Comity with Syrian Christians in America (1910)

THE large number of Syrians coming to this country, and the desire of their resident Bishop that, in cases where no priest of their own communion can easily be obtained, these should look to the clergy of the American Church for priestly ministrations, led the Syrian-American Bishop, Raphael, to read a paper before the Anglican and Eastern-Orthodox Churches Union relating to the subject. This paper is now reissued, addressed to the Bishops and clergy of the American Church as below.

Right Reverend and Reverend Brothers:

I thank God for the great work which is being done by our Union, in the way of promoting fellowship and a better understanding between the Holy Orthodox and Anglican Churches.

I assure you also of my full appreciation of all the kindnesses and courtesies extended to me and my people.

Now, in order that all complications may be avoided in the matter of mixed Services, that is, when a Syrian Orthodox may desire to have any Sacrament performed by a Bishop or Priest of the Anglican Communion in North America, I offer briefly some of our rules, as Orthodox Catholics, which, if possible, I beg to have enforced.

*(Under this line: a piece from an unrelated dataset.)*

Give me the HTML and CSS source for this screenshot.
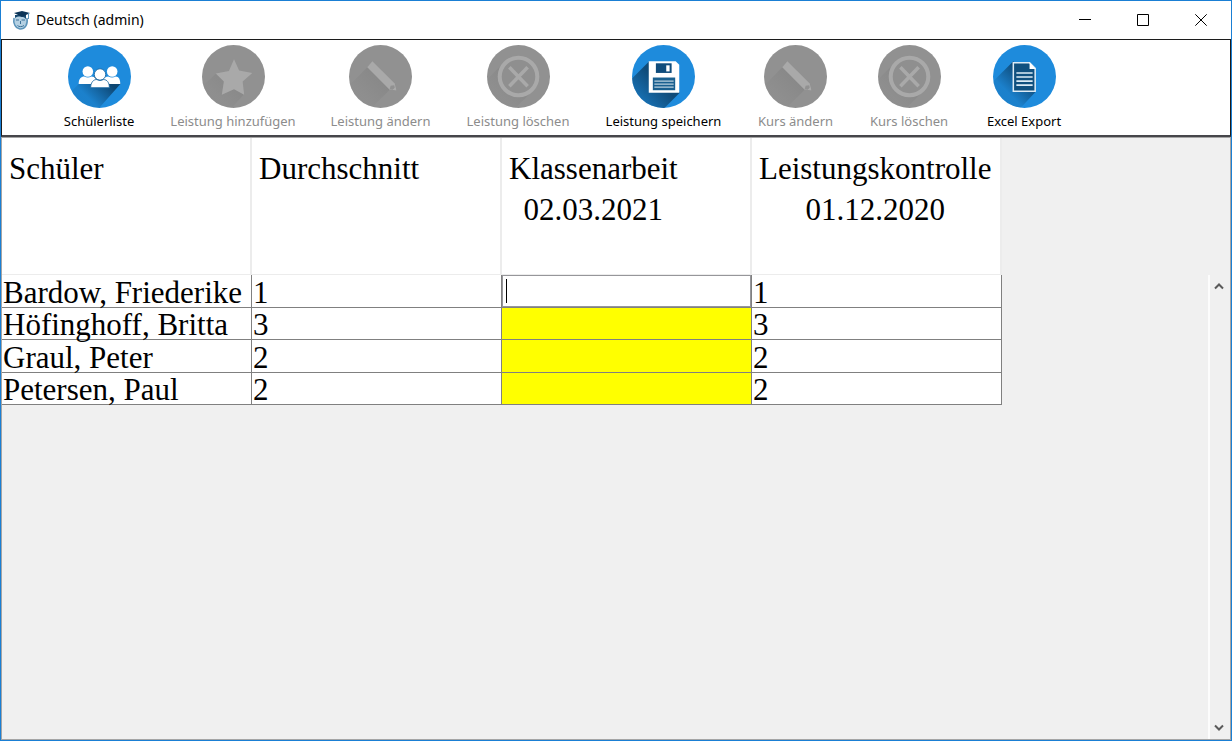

However, in this matter I am only speaking for myself personally, as an Orthodox Bishop, and in no way binding my brother Orthodox Bishops in North America. I speak alone for the Syrian people.

First—It is against our law to marry two brothers to two sisters.

Second—It is equally contrary to the same law to marry a man to a deceased wife’s sister, and vice versa.

Third—We do not permit marriage within the fourth degree of consanguinity.

Fourth—Civil Divorces are not acknowledged by the Orthodox Church, unless for causes she sanctions; and, therefore, no civilly divorced person can be reunited in wedlock to another party, unless divorced by the Church, as well as by the State.

Fifth—The Orthodox Church requires that a child shall be baptized by a Triune immersion in the water, and be immediately afterwards Chrismated.

Inasmuch as there is a variance between your and our Churches in these matters, I suggest that, before any marriage Service is performed for Syrians desiring the services of the Protestant Episcopal Clergy, where there is no Orthodox Priest, that the Syrians shall first procure a license from me, their Bishop, giving them permission, and that, where there is a resident Orthodox Priest, that, the Episcopal Clergy may advise them to have such Service performed by him.

Again, in the case of Holy Baptism, that, where there is no resident Orthodox priest, that the Orthodox law in reference to the administration of the Sacrament be observed, namely immersion three times, with the advice to the parents and witnesses that, as soon as possible, the child shall be taken to an Orthodox priest to receive Chrismation, which is absolutely binding according to the Law of the Orthodox Church.

Furthermore, when an Orthodox layman is dying, if he confesses his sins, and professes that he is dying in the full communion of the Orthodox Faith, as expressed in the Orthodox version of the Nicene Creed, and the other requirements of the said Church, and desires the Blessed Sacrament of the Body and Blood of Christ, at the hands of an Episcopal clergyman, permission is hereby given to administer to him this Blessed Sacrament, and to be buried according to the Rites and Ceremonies of the Episcopal Church. But it is recommended that, if an Orthodox Service Book can be procured, that the Sacrament and Rites be performed as set forth in that book.

And, now, I pray God that He may hasten the time when the spiritual heads of the national Churches, of both yours and ours, may take our places in cementing the union between the Anglican and Orthodox Churches which we have so humbly begun; then there will be no need of suggestions, such as I have made, as to how, or by whom, Services shall be performed; and, instead of praying that we “all may be one” we shall know that we are one in Christ’s love and faith.

Raphael, Bishop of Brooklyn.

From The Living Church, August 6, 1910, p. 476.